### Task goal
Copy out each line of the data that holds the word "styles".

### Provided entries
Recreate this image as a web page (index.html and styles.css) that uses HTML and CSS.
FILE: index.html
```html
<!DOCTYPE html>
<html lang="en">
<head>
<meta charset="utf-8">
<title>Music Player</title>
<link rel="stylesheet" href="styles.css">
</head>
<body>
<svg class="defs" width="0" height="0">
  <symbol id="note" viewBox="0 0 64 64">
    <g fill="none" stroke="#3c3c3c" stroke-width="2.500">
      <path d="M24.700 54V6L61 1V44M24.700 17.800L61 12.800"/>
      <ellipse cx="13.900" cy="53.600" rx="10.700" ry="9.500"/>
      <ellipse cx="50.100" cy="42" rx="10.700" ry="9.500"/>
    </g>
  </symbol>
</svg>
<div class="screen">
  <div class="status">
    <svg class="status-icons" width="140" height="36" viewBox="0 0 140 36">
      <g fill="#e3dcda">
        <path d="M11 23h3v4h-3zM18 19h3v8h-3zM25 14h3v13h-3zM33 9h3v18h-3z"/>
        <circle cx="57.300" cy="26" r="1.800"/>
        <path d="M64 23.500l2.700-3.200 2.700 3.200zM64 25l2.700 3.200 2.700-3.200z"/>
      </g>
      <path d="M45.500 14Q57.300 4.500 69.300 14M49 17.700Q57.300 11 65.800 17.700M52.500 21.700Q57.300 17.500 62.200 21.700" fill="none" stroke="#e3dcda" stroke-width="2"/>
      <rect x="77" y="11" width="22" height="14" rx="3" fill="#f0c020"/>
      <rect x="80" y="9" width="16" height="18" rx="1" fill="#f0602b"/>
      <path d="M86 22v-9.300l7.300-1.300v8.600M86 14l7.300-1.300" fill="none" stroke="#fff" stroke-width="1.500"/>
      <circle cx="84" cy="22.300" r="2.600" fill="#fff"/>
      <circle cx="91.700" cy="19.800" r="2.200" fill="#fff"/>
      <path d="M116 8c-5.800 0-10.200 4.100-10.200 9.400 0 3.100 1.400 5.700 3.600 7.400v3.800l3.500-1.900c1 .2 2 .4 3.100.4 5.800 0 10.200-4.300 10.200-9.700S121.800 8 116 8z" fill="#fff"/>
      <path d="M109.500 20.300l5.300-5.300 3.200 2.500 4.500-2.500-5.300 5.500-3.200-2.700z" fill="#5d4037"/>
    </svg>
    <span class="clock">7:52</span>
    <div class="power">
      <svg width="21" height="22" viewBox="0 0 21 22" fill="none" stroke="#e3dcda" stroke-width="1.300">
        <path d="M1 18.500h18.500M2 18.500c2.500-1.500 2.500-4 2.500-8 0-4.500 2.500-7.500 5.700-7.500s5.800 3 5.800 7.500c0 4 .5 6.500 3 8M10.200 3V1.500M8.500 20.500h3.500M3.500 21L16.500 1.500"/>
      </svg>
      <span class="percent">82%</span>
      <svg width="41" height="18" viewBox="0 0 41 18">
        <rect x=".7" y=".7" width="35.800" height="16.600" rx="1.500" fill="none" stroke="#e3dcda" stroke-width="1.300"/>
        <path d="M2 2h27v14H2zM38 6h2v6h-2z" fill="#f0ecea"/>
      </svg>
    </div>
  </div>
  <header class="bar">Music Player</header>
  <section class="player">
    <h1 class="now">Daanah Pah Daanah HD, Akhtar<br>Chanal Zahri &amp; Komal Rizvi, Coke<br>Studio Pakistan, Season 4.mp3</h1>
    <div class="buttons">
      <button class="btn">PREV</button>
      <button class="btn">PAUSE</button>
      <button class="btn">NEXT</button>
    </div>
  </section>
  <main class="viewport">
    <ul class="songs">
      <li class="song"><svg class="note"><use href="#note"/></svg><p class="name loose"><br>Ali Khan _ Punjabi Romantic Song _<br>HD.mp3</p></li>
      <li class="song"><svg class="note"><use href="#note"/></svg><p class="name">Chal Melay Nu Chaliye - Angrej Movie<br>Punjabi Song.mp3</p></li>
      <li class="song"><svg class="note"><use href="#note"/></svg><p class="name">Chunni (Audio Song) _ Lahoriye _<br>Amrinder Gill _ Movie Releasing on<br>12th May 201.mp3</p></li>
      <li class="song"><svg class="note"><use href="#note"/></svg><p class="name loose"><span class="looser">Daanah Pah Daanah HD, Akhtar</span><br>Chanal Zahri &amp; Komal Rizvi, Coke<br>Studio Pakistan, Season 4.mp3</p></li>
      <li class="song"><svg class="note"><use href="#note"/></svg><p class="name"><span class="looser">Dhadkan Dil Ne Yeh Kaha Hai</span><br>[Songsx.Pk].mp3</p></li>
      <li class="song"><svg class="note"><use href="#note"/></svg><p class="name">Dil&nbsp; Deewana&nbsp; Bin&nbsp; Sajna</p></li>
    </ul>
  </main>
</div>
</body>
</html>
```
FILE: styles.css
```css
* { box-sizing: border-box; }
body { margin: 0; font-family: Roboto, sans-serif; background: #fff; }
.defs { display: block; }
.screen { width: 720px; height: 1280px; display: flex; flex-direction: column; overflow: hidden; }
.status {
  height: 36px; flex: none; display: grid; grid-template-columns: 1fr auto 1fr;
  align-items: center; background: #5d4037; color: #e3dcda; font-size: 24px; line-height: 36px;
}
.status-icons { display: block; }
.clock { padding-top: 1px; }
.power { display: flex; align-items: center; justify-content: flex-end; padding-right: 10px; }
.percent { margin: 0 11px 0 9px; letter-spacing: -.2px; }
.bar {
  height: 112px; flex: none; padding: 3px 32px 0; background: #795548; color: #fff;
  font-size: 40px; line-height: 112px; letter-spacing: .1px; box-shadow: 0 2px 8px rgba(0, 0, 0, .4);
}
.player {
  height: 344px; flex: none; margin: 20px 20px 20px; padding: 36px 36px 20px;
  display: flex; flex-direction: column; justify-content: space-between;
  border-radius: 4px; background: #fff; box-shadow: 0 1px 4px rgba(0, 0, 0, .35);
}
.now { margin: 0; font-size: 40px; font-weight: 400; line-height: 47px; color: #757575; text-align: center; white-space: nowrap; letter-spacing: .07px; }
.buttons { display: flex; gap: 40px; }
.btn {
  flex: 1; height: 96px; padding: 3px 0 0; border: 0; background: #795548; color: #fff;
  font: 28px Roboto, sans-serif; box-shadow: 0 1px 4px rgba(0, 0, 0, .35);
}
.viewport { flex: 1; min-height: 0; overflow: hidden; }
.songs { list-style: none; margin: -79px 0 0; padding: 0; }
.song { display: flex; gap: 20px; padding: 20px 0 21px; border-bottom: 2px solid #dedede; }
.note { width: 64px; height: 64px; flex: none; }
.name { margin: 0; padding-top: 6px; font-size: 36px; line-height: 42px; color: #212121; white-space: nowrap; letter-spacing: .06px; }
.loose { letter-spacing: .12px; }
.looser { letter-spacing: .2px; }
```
...
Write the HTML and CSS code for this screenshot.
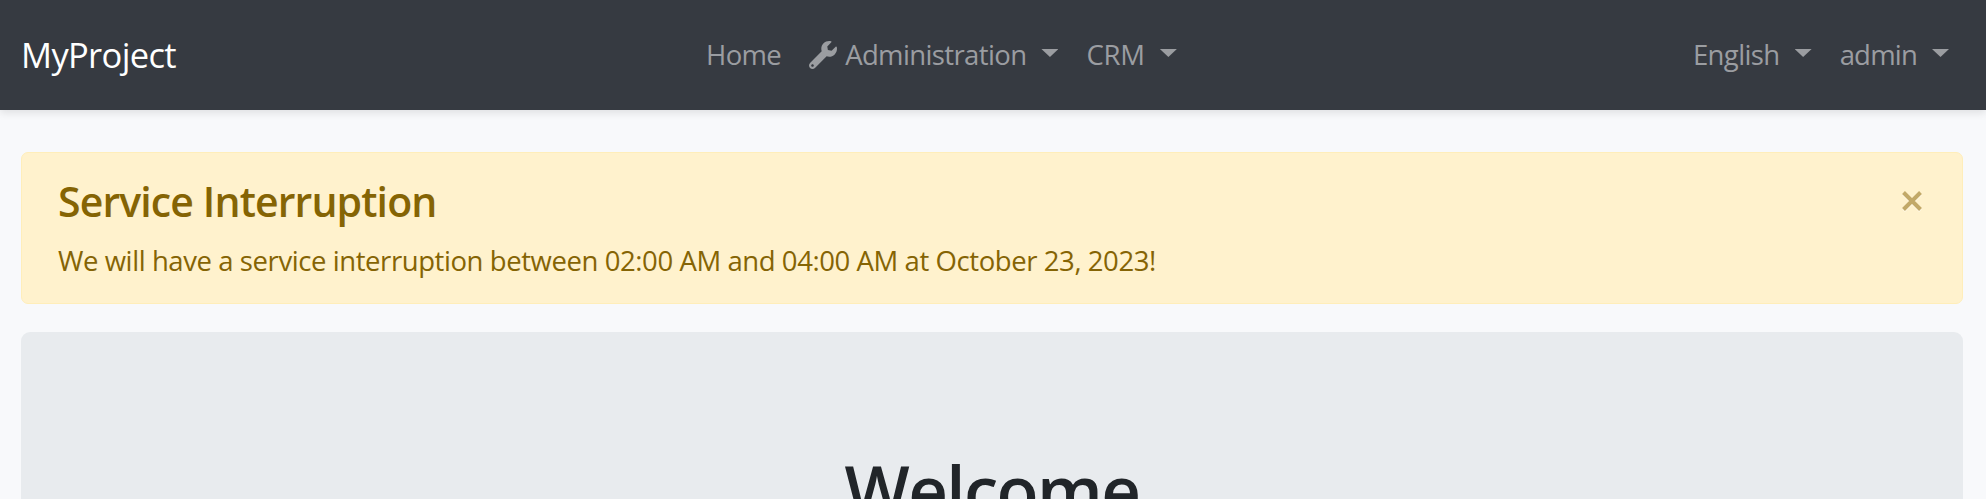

### Full answer
Recreate this image as a web page (index.html and styles.css) that uses HTML and CSS.
<link rel="stylesheet" href="styles.css">
FILE: styles.css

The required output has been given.